Hermanos y hermanas, ante estos testigos, preguntémonos: “¿Renuevo todos los días el encuentro con Jesús?”. Quizá somos personas que tienen curiosidad por Jesús, que nos interesamos por cosas de la Iglesia o por noticias religiosas. Abrimos sitios y periódicos y hablamos de cuestiones sagradas. Pero así nos quedamos en qué dice la gente, las encuestas, el pasado, las estadísticas. A Jesús le interesa poco. Él no quiere reporteros del espíritu, mucho menos cristianos de fachada o de estadísticas. Él busca testigos, que cada día le digan: “Señor, tú eres mi vida”.

Una vez encontrando a Jesús, experimentando su perdón, los apóstoles dieron testimonio de una nueva vida: no pensaron más en sí mismos, sino que se entregaron a sí mismos. No se contentaron con medias tintas, sino que asumieron la única medida posible para quien sigue a Jesús: la de un amor sin medidas. Se “derramaron en ofrenda” (cf. 2 Tm 4, 6). Pidamos la gracia de no ser cristianos tibios, que viven a medias tintas, que dejan enfriar el amor. Encontremos de nuevo en la relación cotidiana con Jesús y en la fuerza de su perdón nuestras raíces. Jesús, como a Pedro, nos pregunta también a nosotros: “¿Quién soy yo para ti?”; “¿me amas?”. Dejemos que estas palabras entren dentro y enciendan el deseo de no contentarnos con lo mínimo, sino de apuntar al máximo, para ser también nosotros testigos vivos de Jesús.
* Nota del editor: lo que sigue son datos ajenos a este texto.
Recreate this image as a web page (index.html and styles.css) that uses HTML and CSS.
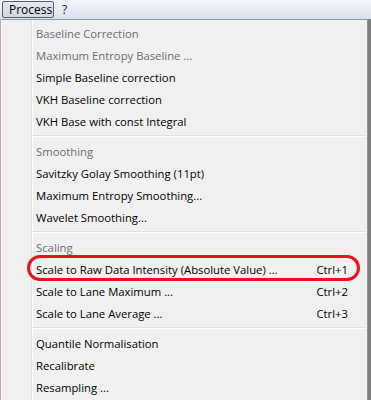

Hoy se bendicen los palios para los Arzobispos Metropolitanos nombrados durante el último año. El palio recuerda a la oveja que el Pastor está llamado a llevar sobre los hombros: es signo de que los Pastores no viven para sí mismos, sino para las ovejas; es signo de que, para poseer la vida, es necesario perderla, entregarla. Comparte con nosotros la alegría de hoy, según una hermosa tradición, una Delegación del Patriarcado Ecuménico, a la que saludo con afecto. Su presencia, queridos hermanos, nos recuerda que tampoco podemos escatimar esfuerzos en el camino hacia la unidad plena entre los creyentes, en la comunión a todos los niveles. Porque juntos, reconciliados por Dios y perdonados mutuamente, estamos llamados a ser testigos de Jesús con nuestra vida.